14. ─ Que aspecto vos apresenta a sessão? Para as vossas novas vistas é o que era quando estáveis vivo? As pessoas têm a mesma aparência? É tudo tão claro e tão limpo? ─ Muito mais claro, porque posso ler o pensamento de todos e me sinto muito feliz. Ora! A boa vontade de todos os Espíritos reunidos me causa boa impressão. Desejo que a mesma concordância se faça não só em Paris, pela reunião de todos os grupos, mas em toda a França, onde há grupos que se separam e se invejam, impelidos por Espíritos perturbadores que se comprazem na desordem, enquanto que o Espiritismo deve ser o esquecimento completo, absoluto do eu.
15. ─ Dissestes que ledes o nosso pensamento. Poderíeis dar a compreender como se opera essa transmissão? ─ Isso não é fácil. Para vos dizer, para vos explicar esse prodígio singular, da visão dos Espíritos, seria necessário vos abrir todo um arsenal de agentes novos, e seríeis tão sábios quanto nós, o que não é possível, porque vossas faculdades são limitadas pela matéria. Paciência! Tornai-vos bons e chegareis a esse ponto. Atualmente só tendes aquilo que Deus vos concede, mas, com a esperança de progredir continuamente, mais tarde sereis como nós. Procurai bem morrer, a fim de saber muito. A curiosidade, que é o estimulante do homem que pensa, vos conduz tranquilamente até a morte, reservando-vos a satisfação de todas as curiosidades passadas, presentes e futuras. Enquanto esperais, eu vos direi, para responder mais ou menos à vossa pergunta: O ar que vos envolve, impalpável como nós, leva o caráter do vosso pensamento; o sopro que exalais é, por assim dizer, a página escrita dos vossos pensamentos, que são lidos e comentados pelos Espíritos que estão constantemente ao vosso lado, como mensageiros de uma telegrafia divina à qual nada escapa.

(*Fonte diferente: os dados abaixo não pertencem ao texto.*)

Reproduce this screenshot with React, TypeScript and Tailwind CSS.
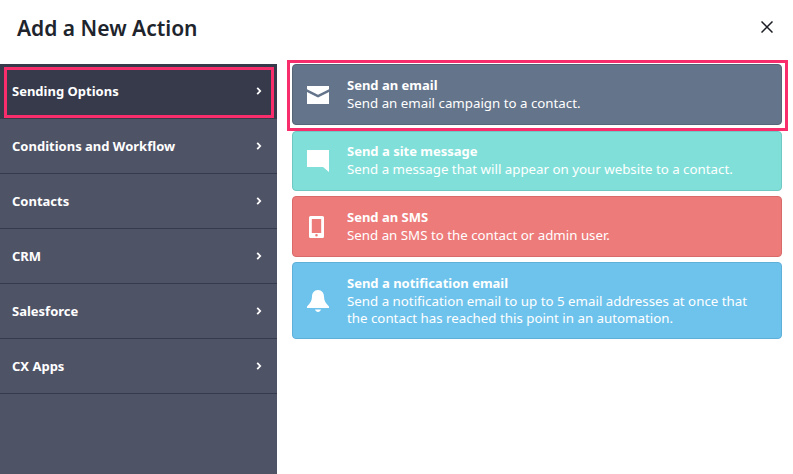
import React from 'react';

const menuItems = ['Sending Options', 'Conditions and Workflow', 'Contacts', 'CRM', 'Salesforce', 'CX Apps'];

const EmailIcon = () => (
  <svg width="22" height="18" viewBox="0 0 22 18" fill="white">
    <path d="M0 0h22v3.200L11 8.800 0 3.200z" />
    <path d="M0 6l11 5.600L22 6v12H0z" />
  </svg>
);

const MessageIcon = () => (
  <svg width="22" height="22" viewBox="0 0 22 22" fill="white">
    <path d="M0 0h22v22l-6-5H0z" />
  </svg>
);

const PhoneIcon = () => (
  <svg className="mr-[3px]" width="15" height="22" viewBox="0 0 15 22" fill="white">
    <path
      fillRule="evenodd"
      d="M1.500 0h12A1.500 1.500 0 0115 1.500v19a1.500 1.500 0 01-1.500 1.500h-12A1.500 1.500 0 010 20.500v-19A1.500 1.500 0 011.500 0zM2.800 3v14h9.400V3zM7.500 18a1.300 1.300 0 100 2.600 1.300 1.300 0 000-2.600z"
    />
  </svg>
);

const BellIcon = () => (
  <svg width="22" height="22" viewBox="0 0 22 22" fill="white">
    <path d="M11 0c3.800 0 6 3 6 6.500 0 4 1.500 6.500 5 10v1.500H0v-1.500c3.500-3.500 5-6 5-10C5 3 7.200 0 11 0z" />
    <path d="M8 19.500h6c-.5 1.600-1.600 2.500-3 2.500s-2.500-.9-3-2.500z" />
  </svg>
);

const actions = [
  { title: 'Send an email', lines: ['Send an email campaign to a contact.'], icon: <EmailIcon />, className: 'mb-px h-[61px] bg-[#64748a] border-[#566477]', textClass: 'pb-[1px]' },
  { title: 'Send a site message', lines: ['Send a message that will appear on your website to a contact.'], icon: <MessageIcon />, className: 'h-[60px] bg-[#80e0d9] border-[#70c8c2]', textClass: 'pb-[1px]' },
  { title: 'Send an SMS', lines: ['Send an SMS to the contact or admin user.'], icon: <PhoneIcon />, className: 'h-[61px] bg-[#ed7b7a] border-[#d86b6a]', textClass: 'pb-[1px]' },
  {
    title: 'Send a notification email',
    lines: ['Send a notification email to up to 5 email addresses at once that', 'the contact has reached this point in an automation.'],
    icon: <BellIcon />,
    className: 'h-[77px] bg-[#6ec3ec] border-[#5fb0d8]',
    textClass: 'pt-[1px]',
  },
];

export default function App() {
  return (
    <div className="h-[474px] w-[793px] overflow-hidden bg-white font-['Noto_Sans',sans-serif]">
      <div className="flex h-[64px] items-center justify-between pb-[8px] pl-[17px] pr-[20px]">
        <h1 className="text-[21px] font-semibold leading-none text-[#20242c]">Add a New Action</h1>
        <svg className="mb-[3px]" width="12" height="12" viewBox="0 0 12 12" stroke="#1a1d24" strokeWidth="1.500" fill="none">
          <path d="M.5.500l11 11M11.500.500l-11 11" />
        </svg>
      </div>
      <div className="flex h-[410px]">
        <nav className="relative w-[277px] bg-[#4f5366]">
          {menuItems.map((item, i) => (
            <div
              key={item}
              className={`flex h-[55px] items-center justify-between pl-[12px] pr-[15px] text-[13px] font-bold text-white ${
                i === 0 ? 'bg-[#363a4b]' : 'border-b border-[#363a4b] pt-[1px]'
              }`}
            >
              <span>{item}</span>
              <svg className="mb-[2px]" width="6" height="8" viewBox="0 0 6 8" fill="none" stroke="white" strokeWidth="1.800">
                <path d="M1.200.800l3 3.200-3 3.200" />
              </svg>
            </div>
          ))}
          <div className="absolute left-[4px] top-[3px] h-[51px] w-[270px] border-[3px] border-[#f72d6c]" />
        </nav>
        <main className="relative flex flex-1 flex-col gap-[5px] pl-[15px] pr-[11px]">
          {actions.map((a) => (
            <div key={a.title} className={`flex items-center rounded-[4px] border text-white ${a.className}`}>
              <div className="flex w-[54px] shrink-0 justify-center pr-[4px]">{a.icon}</div>
              <div className={`text-[13.300px] leading-[17px] ${a.textClass}`}>
                <div className="mb-px text-[13px] font-bold">{a.title}</div>
                {a.lines.map((l) => (
                  <div key={l}>{l}</div>
                ))}
              </div>
            </div>
          ))}
          <div className="absolute left-[10px] top-[-4px] h-[71px] w-[501px] border-[3px] border-[#f72d6c]" />
        </main>
      </div>
    </div>
  );
}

16. ─ Vedes, meu caro Sr. Sanson, que utilizamos largamente a permissão que nos destes para fazermos a vossa autópsia intelectual. Não abusaremos. Em outra oportunidade, se assim o desejardes, faremos perguntas de outra ordem. ─ Sentir-me-ei sempre muito feliz por me tornar útil aos meus antigos colegas e a seu digno presidente.